The lads abandon the humiliation of Tuesday night games for pursuits that give them back a sense of control - strip bars, drink, drugs, brothels, fights - and so Jason begins egging them on to up the ante each week. At the core of this compulsion to achieve uninhibited pleasure at greater and greater cost is the characters' varying sexual dysfunctions - a primitive need to prove themselves as men through aggressive, selfish sex.

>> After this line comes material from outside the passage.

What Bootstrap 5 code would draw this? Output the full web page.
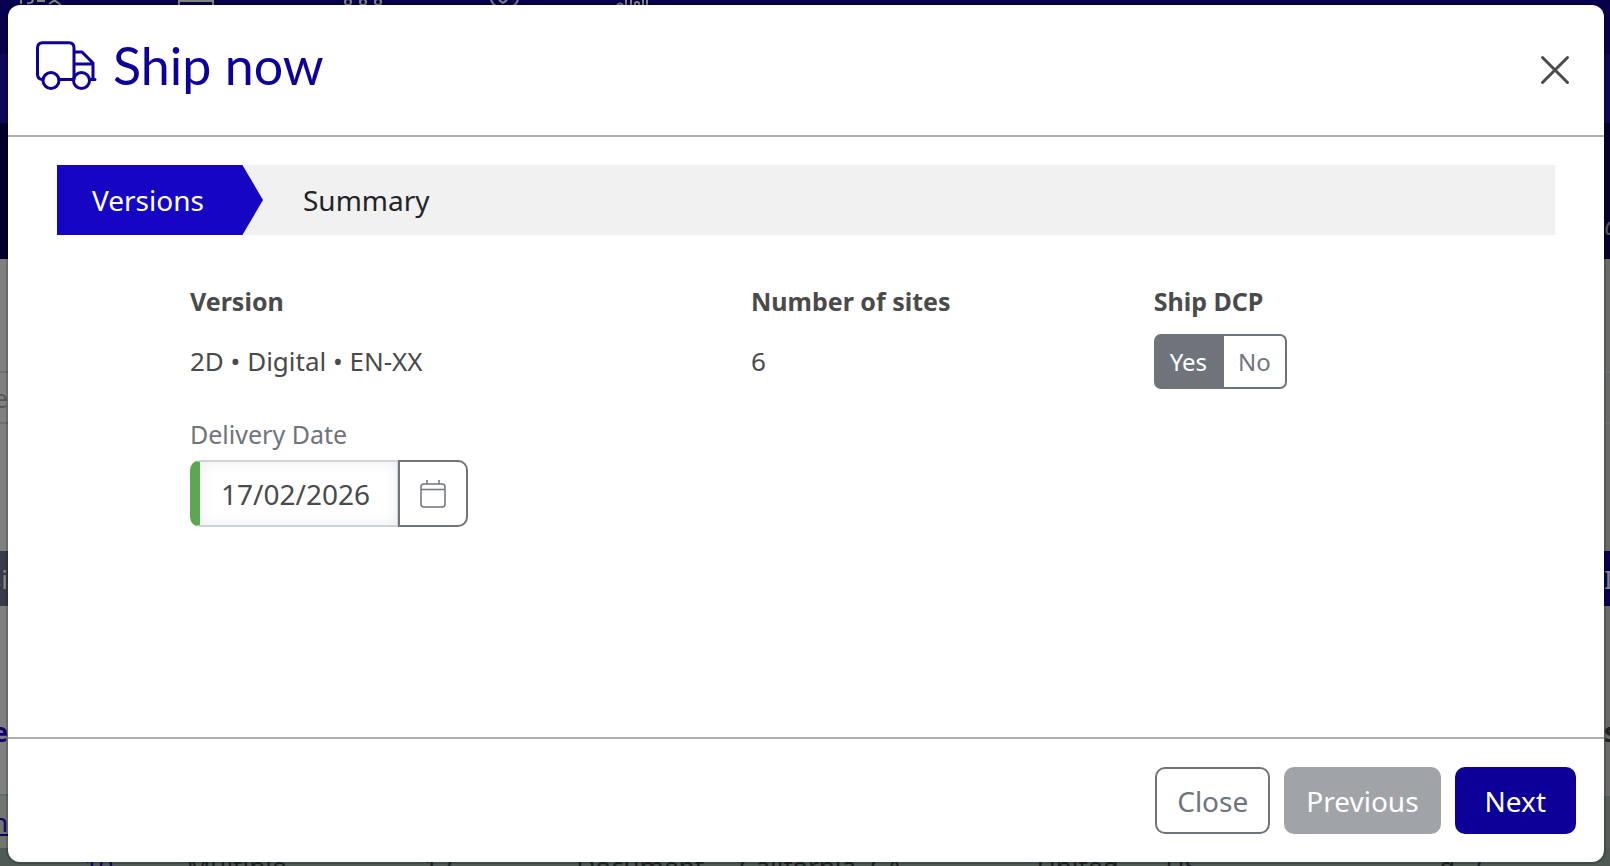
<!DOCTYPE html>
<html lang="en">
<head>
<meta charset="utf-8">
<meta name="viewport" content="width=device-width, initial-scale=1">
<title>Ship now</title>
<link href="https://cdn.jsdelivr.net/npm/bootstrap@5.3.0/dist/css/bootstrap.min.css" rel="stylesheet">
<style>
  :root { --navy: #0c0099; --slate: #6f747b; --ink: #4a4a4a; }
  body { font-family: "Noto Sans", "Open Sans", sans-serif; font-size: 26px; line-height: 36px; color: var(--ink); background: #808080; }

  /* dimmed page behind the dialog */
  .page-behind { position: absolute; inset: 0; overflow: hidden; z-index: 0; background: linear-gradient(90deg, #808080 50%, #666b68 50%); }
  .page-behind .line-box { display: flex; justify-content: space-between; align-items: center; white-space: nowrap; }
  .band-icons { height: 54px; background: #07004d; color: #85857c; }
  .band-icons svg { display: block; }
  .band-tabs { height: 69px; background: #0e085a; }
  .band-hero { height: 136px; background: #03002c; color: #55554f; }
  .band-blank { height: 112px; }
  .band-search { height: 53px; border: solid #6c7072; border-width: 2px 0; color: #55595a; }
  .band-gap { height: 127px; }
  .band-bar { height: 55px; background: linear-gradient(90deg, #393b48 50%, #07004d 50%); color: #858585; }
  .band-head { height: 190px; padding-top: 108px; border-bottom: 2px solid #6a6a72; font-weight: 700; color: #222; }
  .band-rows { background: linear-gradient(90deg, #6f7770 50%, #555f57 50%); color: #262a2c; }
  .band-rows a, .band-head span:first-child { color: #120070; }
  .row-cells { display: grid; grid-template-columns: 5.2% 6.4% 14.7% 9.5% 10.1% 18.5% 8% 17% 1fr; background: #505a55; color: #1d2123; white-space: nowrap; }
  .row-cells a { color: #120070; }
  .clip-left { direction: rtl; width: 8px; overflow: hidden; }
  .clip-right { width: 6px; overflow: hidden; }

  .dialog-frame { position: relative; z-index: 1; min-height: 100vh; padding: 5px 6px 4px 8px; }
  .dialog-frame .modal-content { flex: 1 1 auto; border: 0; border-radius: 12px; color: var(--ink); background: #fff; box-shadow: 0 0 0 2px #0000002e; }
  .modal-header { border-bottom: 2px solid #adadad; height: 132px; padding: 0 34px 0 27px; align-items: flex-start; }
  .modal-title { margin-top: 28px; font-family: Lato, sans-serif; font-size: 52px; font-weight: 400; line-height: 64px; color: var(--navy); }
  .x-button { margin-top: 50px; padding: 0; border: 0; background: none; line-height: 0; }
  .modal-body { padding: 28px 49px; }

  .steps { height: 70px; background: #f1f1f1; font-size: 28px; }
  .steps a { display: flex; align-items: center; color: #212529; text-decoration: none; }
  .steps .active { width: 206px; padding-left: 35px; color: #fff; background: #1406c3; clip-path: polygon(0 0, 90% 0, 100% 50%, 90% 100%, 0 100%); }
  .steps .next-step { padding-left: 40px; }

  .fields { display: grid; grid-template-columns: 41.1% 29.5% 1fr; margin: 48px 0 0 133px; }
  .fields h2 { margin: 0 0 15px; font-size: 25px; line-height: 36px; font-weight: 700; }
  .fields p { margin: 0; line-height: 54px; }
  .date-label { display: block; margin-top: 28px; font-size: 25px; line-height: 36px; color: var(--slate); }

  .toggle .btn { display: flex; align-items: center; height: 55px; padding: 0 14px; border: 2px solid var(--slate); border-radius: 7px; font-size: 24px; color: var(--slate); }
  .toggle .btn-check:checked + .btn { color: #fff; background: var(--slate); border-color: var(--slate); }

  .date-group { width: 278px; height: 67px; margin-top: 8px; }
  .date-group .form-control { border: 2px solid #ced2d9; border-left: 10px solid #5fa653; border-radius: 10px; padding: 0 0 0 21px; font-size: 28px; color: var(--ink); box-shadow: inset 0 0 14px #00000014; }
  .date-group .btn { width: 70px; padding: 0; border: 2px solid var(--slate); border-radius: 10px; color: var(--slate); line-height: 0; }

  .modal-footer { border-top: 2px solid #adadad; padding: 28px; gap: 14px; }
  .modal-footer > * { margin: 0; }
  .modal-footer .btn { height: 67px; padding: 0 20px; border: 2px solid; border-radius: 10px; font-size: 28px; }
  .btn-shut { color: var(--slate); border-color: var(--slate) !important; background: #fff; }
  .modal-footer .btn-prev { color: #fff; background: #a0a3a8; border-color: #a0a3a8; opacity: 1; }
  .modal-footer .btn-go { padding: 0 28px; color: #fff; background: var(--navy); border-color: var(--navy); }
</style>
</head>
<body>
<div class="page-behind" aria-hidden="true">
  <div class="band-icons">
    <svg width="700" height="6" fill="none" stroke="currentColor" stroke-width="2">
      <path d="M21 0v4M27 3q5 1 6-3M37 1h8M49 4l6-4M54 0l7 5M179 6V1h34v5M491 0q2 5 5 6M518 0q-2 5-5 6M499 0l4 3 4-3"/>
      <circle cx="348" cy="2" r="3"/><circle cx="363" cy="2" r="3"/><circle cx="378" cy="2" r="3"/>
      <path d="M617 5q3-3 6 0M626 0v6M631 0v6M635 6V3q2-2 4 0v3M643 0v6M647 0v6"/>
    </svg>
  </div>
  <div class="band-tabs"></div>
  <div class="band-hero d-flex align-items-end justify-content-end pb-3"><i class="clip-right">a</i></div>
  <div class="band-blank"></div>
  <div class="band-search line-box"><span class="clip-left">e</span></div>
  <div class="band-gap"></div>
  <div class="band-bar line-box"><span class="clip-left">si</span><span class="clip-right">I</span></div>
  <div class="band-head d-flex justify-content-between"><span class="clip-left">e</span><span class="clip-right">s</span></div>
  <div class="band-rows pt-2 pb-2"><a class="clip-left d-block" href="#" tabindex="-1">n</a></div>
  <div class="row-cells">
    <span></span><a href="#" tabindex="-1">10</a><span>Multiple</span><span>12</span><span>Document</span><span>California, CA</span><span>United</span><span>US</span><span>g...(</span>
  </div>
</div>

<main class="dialog-frame d-flex">
  <div class="modal-content" role="dialog" aria-labelledby="dialogTitle">
    <header class="modal-header">
      <div class="d-flex">
        <svg class="truck flex-shrink-0 mt-4 pt-2" width="62" height="66" viewBox="0 -4 62 58" fill="none" stroke="#0c0099" stroke-width="3" stroke-linecap="round" stroke-linejoin="round" aria-hidden="true">
          <path d="M7 38.500Q2.500 38 2.500 33V7Q2.500 1.700 7.500 1.700H34Q39 1.700 39 7V38M24 38.500H37M39 11h8l11 11V38.500M39 23H58M56 38.500h4"/>
          <circle cx="16" cy="39.500" r="8"/><circle cx="46.500" cy="39.500" r="8"/>
        </svg>
        <h1 class="modal-title ms-3" id="dialogTitle">Ship now</h1>
      </div>
      <button class="x-button" type="button" aria-label="Dismiss">
        <svg width="30" height="30" viewBox="0 0 30 30" fill="none" stroke="#4a4a4a" stroke-width="3" stroke-linecap="round"><path d="M2.500 2.500l25 25M27.500 2.500l-25 25"/></svg>
      </button>
    </header>

    <div class="modal-body">
      <nav class="steps d-flex" aria-label="Steps">
        <a class="active" href="#" aria-current="step">Versions</a>
        <a class="next-step" href="#">Summary</a>
      </nav>
      <div class="fields">
        <section>
          <h2>Version</h2>
          <p>2D • Digital • EN-XX</p>
          <label class="date-label" for="deliveryDate">Delivery Date</label>
          <div class="input-group date-group">
            <input class="form-control" id="deliveryDate" type="text" value="17/02/2026">
            <button class="btn" type="button" aria-label="Open calendar">
              <svg width="26" height="30" viewBox="0 0 26 30" fill="none" stroke="currentColor" stroke-width="1.500"><rect x="1" y="5" width="24" height="23" rx="3"/><path d="M1 10.500h24M7 1v4M19 1v4"/></svg>
            </button>
          </div>
        </section>
        <section>
          <h2>Number of sites</h2>
          <p>6</p>
        </section>
        <section>
          <h2>Ship DCP</h2>
          <div class="btn-group toggle" role="group" aria-label="Ship DCP">
            <input class="btn-check" type="radio" name="dcp" id="dcpYes" checked>
            <label class="btn" for="dcpYes">Yes</label>
            <input class="btn-check" type="radio" name="dcp" id="dcpNo">
            <label class="btn" for="dcpNo">No</label>
          </div>
        </section>
      </div>
    </div>

    <footer class="modal-footer">
      <button class="btn btn-shut" type="button">Close</button>
      <button class="btn btn-prev" type="button" disabled>Previous</button>
      <button class="btn btn-go" type="button">Next</button>
    </footer>
  </div>
</main>
<script src="https://cdn.jsdelivr.net/npm/bootstrap@5.3.0/dist/js/bootstrap.bundle.min.js"></script>
</body>
</html>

'I think there is now a confusion in men and male sexuality,' says Cottan. 'One of the great differences between male and female sexuality is that when male sexuality is denied or made redundant it can turn into this kind of poisonous violence that's a reaction to a loss of power.'

The drama's climactic moment is the drug-blurred rape of a young nurse, Alice (Zoe Telford), by three of the group, while the others stand by, complicit. The second part then witnesses their contrasting attempts to justify, erase or confront what they have done while keeping it separate from the rest of their lives under the constant fear of discovery.

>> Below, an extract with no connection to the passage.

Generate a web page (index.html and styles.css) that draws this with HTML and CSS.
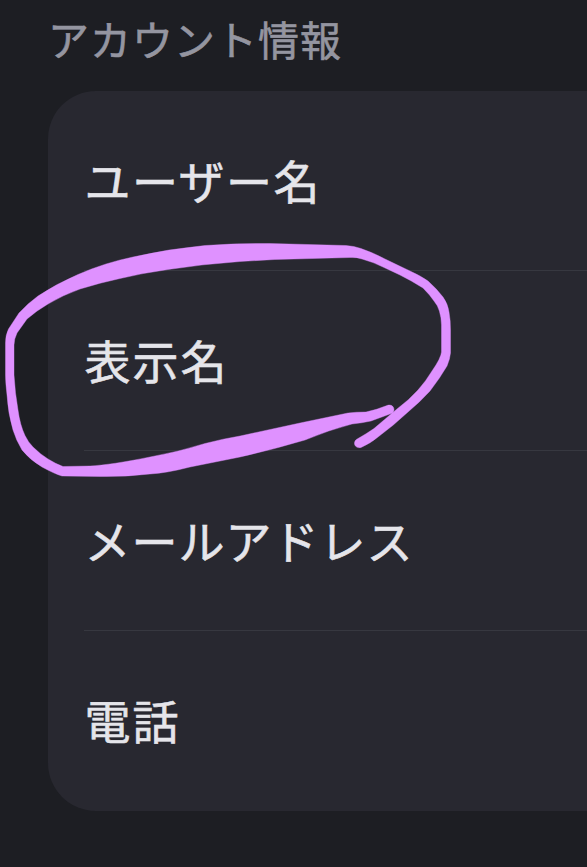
FILE: index.html
```html
<!DOCTYPE html>
<html lang="ja">
<head>
<meta charset="utf-8">
<title>アカウント情報</title>
<link rel="stylesheet" href="styles.css">
</head>
<body>
<main class="page">
  <h1 class="heading">アカウント情報</h1>
  <ul class="card">
    <li class="row"><span class="label">ユーザー名</span></li>
    <li class="row"><span class="label label-wide">表示名</span></li>
    <li class="row"><span class="label label-kana">メールアドレス</span></li>
    <li class="row"><span class="label label-wide">電話</span></li>
  </ul>
  <svg class="marker" viewBox="0 0 587 867" aria-hidden="true">
    <path d="M5.500 343Q5.500 335 8.500 329L19 313Q27 304 38 296Q56 284 78 274.500Q104 263 133 257Q168 249 205 245.500Q238 243 270 243.500L346 245.500Q354 246 361 248.500Q374 253 385 259L410 271Q421 276 428 281Q436 288 443 297Q448 304 449 312Q450.500 320 450.500 330L450.500 353Q450 359 447 366Q440 378 430 391Q420 402 408 412Q393 426 378 437Q371 443 361 447.500C354 449 352 441 358 438.500Q366 434 374 428.500Q384 420 397 409Q409 400 418 390Q426 381 432 371Q441 358 441.500 352L441.500 325Q441 309 434 301Q430 295 423 288Q412 281 400 275L383 267Q373 262 362 259Q357 257 350 257.500L275 259.500L240 261.500Q204 264 168 269.500Q143 273 120 278.500Q99 283 80 289Q63 295 48 304Q36 311 27 319Q22 326 17 333Q14 339 14 345L14 375Q15 393 18 410Q20 425 25 435.500Q28 442 33 447Q40 454 48 459Q56 464 63 466.500L90 466Q111 465 150 457Q178 452 205 443.500Q222 439 240 436L300 423L348 413Q356 412 366 412Q376 410 387 405.500C394 403 397 412 390 414L371 421Q362 423 352 424Q329 430 305 440Q275 449 240 457L190 467Q167 473 150 474Q125 477 100 476.500L62 476Q55 474 42 467Q30 460 22 450Q16 440 13 430Q8 413 7 395Q5.500 382 5.500 375Z"/>
  </svg>
</main>
</body>
</html>
```

FILE: styles.css
```css
* {
  box-sizing: border-box;
}

body {
  margin: 0;
  background: #1d1e23;
  font-family: "Noto Sans CJK JP", sans-serif;
}

.page {
  position: relative;
  width: 587px;
  height: 867px;
  padding: 8px 0 0 48px;
  overflow: hidden;
}

.heading {
  margin: 0 0 23px;
  height: 60px;
  font-size: 41px;
  font-weight: 400;
  line-height: 60px;
  letter-spacing: 1px;
  color: #9495a0;
  -webkit-text-stroke: 0.6px #9495a0;
}

.card {
  margin: 0;
  padding: 0 0 0 36px;
  height: 720px;
  list-style: none;
  background: #282830;
  border-radius: 48px 0 0 48px;
}

.row {
  display: flex;
  align-items: center;
  height: 180px;
  padding-bottom: 3px;
  border-bottom: 1px solid #373840;
}

.row:last-child {
  border-bottom-color: transparent;
}

.label {
  padding-left: 0.5px;
  font-size: 46px;
  line-height: 68px;
  letter-spacing: 1.5px;
  color: #e5e5ea;
  -webkit-text-stroke: 0.6px #e5e5ea;
}

.label-wide {
  letter-spacing: 2px;
}

.label-kana {
  letter-spacing: 1px;
}

.marker {
  position: absolute;
  inset: 0;
  width: 587px;
  height: 867px;
  fill: #df91ff;
  stroke: #df91ff;
  stroke-width: 0.4;
  stroke-linejoin: round;
}
```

Though at first glance the idea of a drunken laugh ending in brutal rape seems grimly implausible, the script and camerawork combine to lend the scene a subtle and frightening realism. High on ketamine, the characters see the world at shifting speeds through skewed, kaleidoscopic lenses; control, consent, memory all slide into a fuzzy middle ground with no easy definitions. The tattered remnants of their consciences tell them it was rape, but they can still persuade themselves, as Mac tries to, that it was 'just a fuck, wasn't it? She was up for it.' Only Jason, with his apparent absence of conscience, is cruel enough to state baldly what he knows the others are afraid of hearing: 'No, mate. What we did was rape. Deal with it.'

'One of the recurrent responses from men who have watched this - men who consider themselves liberal and open-minded - is that it would be hard for them to watch the drama with their female partners,' says executive producer Sophie Balhetchet. 'In other words, they can only acknowledge the potential for this kind of behaviour in private, because it deals with questions of male arousal and desire that women perhaps don't want to confront.'

This, in part, is what makes the rape scene so chilling; Alice has spent the night flirting, encouraging and trying to keep up with the men and has willingly made herself vulnerable, implicitly trusting that nice blokes know when to stop. 'I think a point of recognition for a lot of women is that they've probably sailed quite close to the wind and put themselves in similar situations,' Balhetchet adds.

It would be easy to dismiss this 'it could be you/your boyfriend' subtext as sensationalised scaremongering, but the point of Men Only is to watch a possibility unfold to its logical conclusion. The various women in the drama are not consciously pressurising their men, but they are able to articulate their own desires and expect their partners to take responsibility for themselves; drugs and alcohol therefore become for the men a means of avoiding responsibility. While the drama's ending deliberately avoids easy conclusions, the lack of resolution may strike some viewers as unsatisfying.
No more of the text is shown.